京都信用金庫は以前から行政と認知症に関する異業種連携協議会に参加しています。この問いをきっかけに改めて過ごしやすい社会について考えるべく、福村さんと一緒にプロジェクトに取り組むことにしました。
京都市長寿すこやかセンター・京都市との連携
福村さんの呼びかけにより、京都市長寿すこやかセンターの橋本千恵さんがプロジェクトに加わり、京都というこの場所から当事者の声を聞くことを目的としたイベントの開催の企画を開始しました。
また、京都市にも京都市の認知症啓発活動の一環として私たちのプロジェクトに参画していただけることになりました。
他にも福村さんや橋本さんの繋がりからたくさんの方が「私も協力したい」とプロジェクトチームにご参画くださり、イベント運営に携わってくださいました。
認知症当事者の声を届けるイベントの開催
2021年9月、QUESTIONで認知症について知っていただき、当事者の声を聞くオンラインイベント『丹野智文×下坂厚 Talk Session:認知症フォーラム 認知症とともに 〜認知症の人の「ために」から認知症の人と「ともに」〜』を開催しました。
「認知症」というフィルターを通して捉えられがちなのが「当事者」です。イベントの一番の目的は当事者の声を届けることでした。
そこで、メインスピーカーとして、若年性認知症と診断を受けた丹野智文さんと下坂厚さんのお二人に登壇いただきました。
イベントの反響はとても大きく、お二人のお話が聞きたいと400人以上のオンライン参加の申し込みがあり、たくさんの質問・感想が寄せられました。
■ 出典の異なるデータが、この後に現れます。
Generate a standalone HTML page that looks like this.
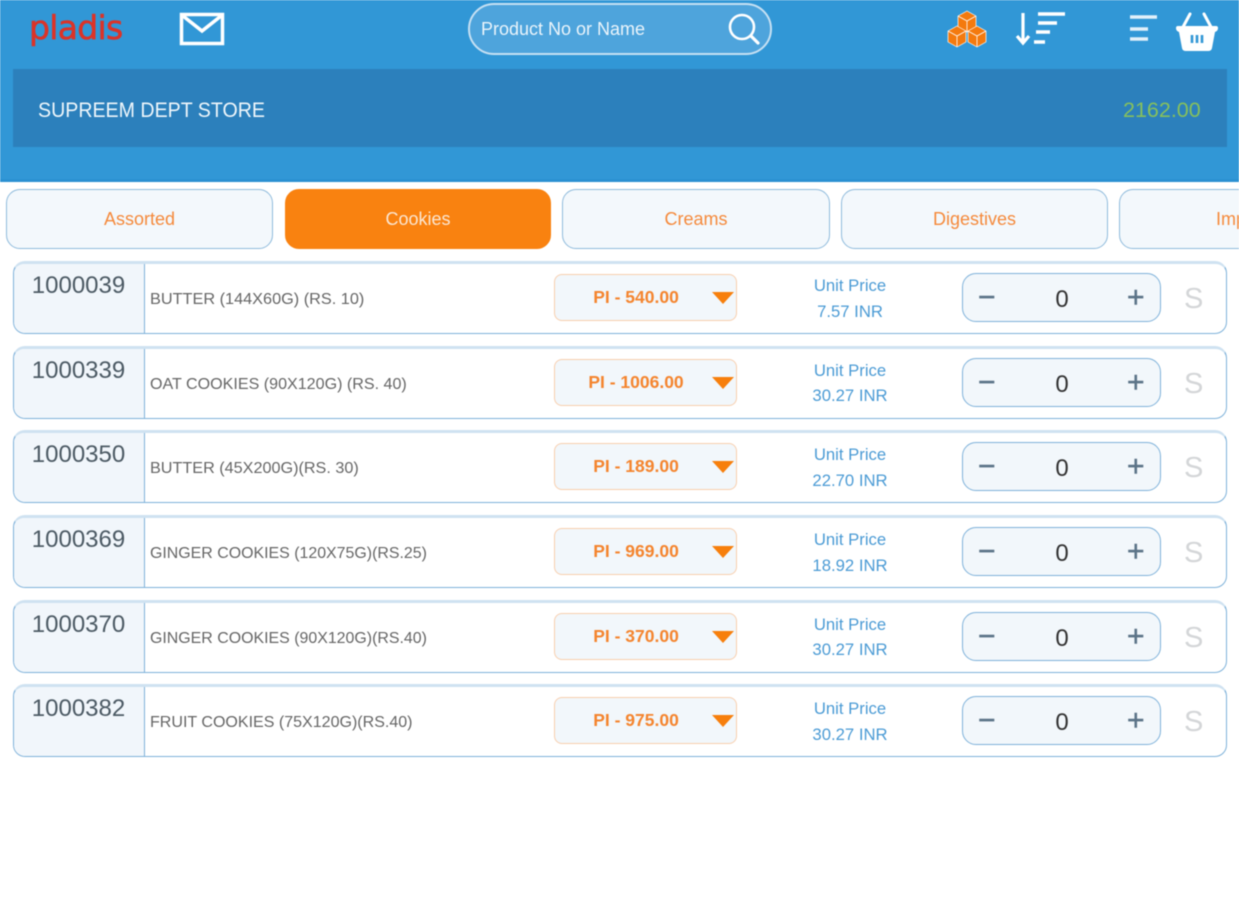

お二人は、「してあげる、してもらう、と関係に上下をつけてしまった方が楽だけど、その楽な関係には落とし穴があって、決めつけてしまう、仕方ない、諦め、という罠に知らずしらずのうちに陥っているのではないか」「重度の認知症であってもコミュニケーションができないと決めつけるのではなく、できることを一緒に考えることが大事」とお話しくださいました。
お二人のお話には「希望」があり、多くの方に「支援する・されるではない、水平の関係性」の大切さが伝わったように思います。これを機に少しでも暮らしやすいまちづくりにみんなでつなげていきたい、また、そうでなければならないと感じられるイベントになりました。
マッチングカフェ
現在、京都信用金庫主催で認知症の方と地域の企業をつなぐマッチングカフェ@QUESTIONを継続的に開催しています。
1回目は認知症の当事者の方、支援者、企業、行政の方々に参加いただき、当事者の方々に「今後叶えたい夢」を自由に語っていただきました。
これからも当事者の直接の声を企業に届ける機会をつくり、寄せられた問いが少しでも地域の気づきに変わることを目指していきます。